Fast schon langweilig wirkt dabei die Ankündigung Musks, dass der zusätzliche monatliche freie Tag, den Twitter-Beschäftigte in den letzten Jahren bekamen, gestrichen ist. Und natürlich die Aussage, dass für ihn nur die Arbeit im Büro echte Arbeit ist. Immerhin: „Wenn Sie physisch nicht in der Lage sind, in ein Büro zu reisen oder eine wichtige persönliche Verpflichtung haben, ist Ihre Abwesenheit natürlich verständlich“, soll Musk in einer E-Mail an die verbliebenen Beschäftigten geschrieben haben.
Die Sache mit dem Homeoffice kennt man schon aus dem Sommer bei Musks anderer großer Firma, Tesla. In einer ebenfalls geleakten E-Mail verbat er den Beschäftigten zwar nicht ausdrücklich, im Homeoffice oder von unterwegs zu arbeiten. Er stellte aber klar, dass sie mindestens 40 Stunden im Büro sein müssten. Der folgende Aufschrei der New-Work-Bubble war absehbar: Eine Büropflicht sei nicht mehr zeitgemäß, jeder Mitarbeiter und jede Mitarbeiterin solle die Möglichkeit haben, von zu Hause zu arbeiten (solange der Job es zulässt). Es wurden Studien zitiert, die zeigten, dass die Menschen daheim produktiver seien. Ebenso wenig überraschend lesen sich die Gegenargumente, die mit ein paar Stunden oder Tagen Verspätung kamen: Nur wenn möglichst viele Leute im Büro sind, könne ein Teamspirit entstehen; die Leute seien im Büro einfach kreativer und machten einen besseren Job. Die gleiche Diskussion also wie immer, wenn irgendwo eine Homeoffice-Pflicht eingeführt wird oder der Arbeitsort komplett freigestellt wird.

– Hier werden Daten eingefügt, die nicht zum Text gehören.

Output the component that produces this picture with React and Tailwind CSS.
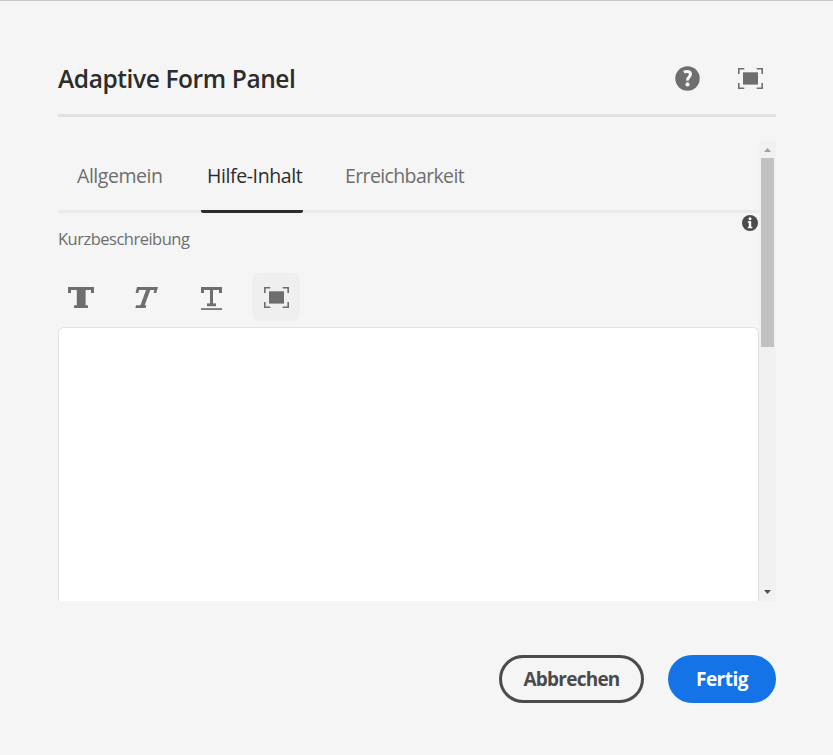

Verscherz es dir nicht mit den Fachkräften!
Um es klar zu sagen: Natürlich gibt es Unternehmen und Teams, in denen es sinnvoll ist (oder allen Beteiligten so erscheint), dass in der Regel alle gemeinsam im Büro arbeiten. Doch das sollte dann auch sinnvollerweise gemeinschaftlich entschieden werden – und nicht von oben herab für zehntausende Beschäftigte.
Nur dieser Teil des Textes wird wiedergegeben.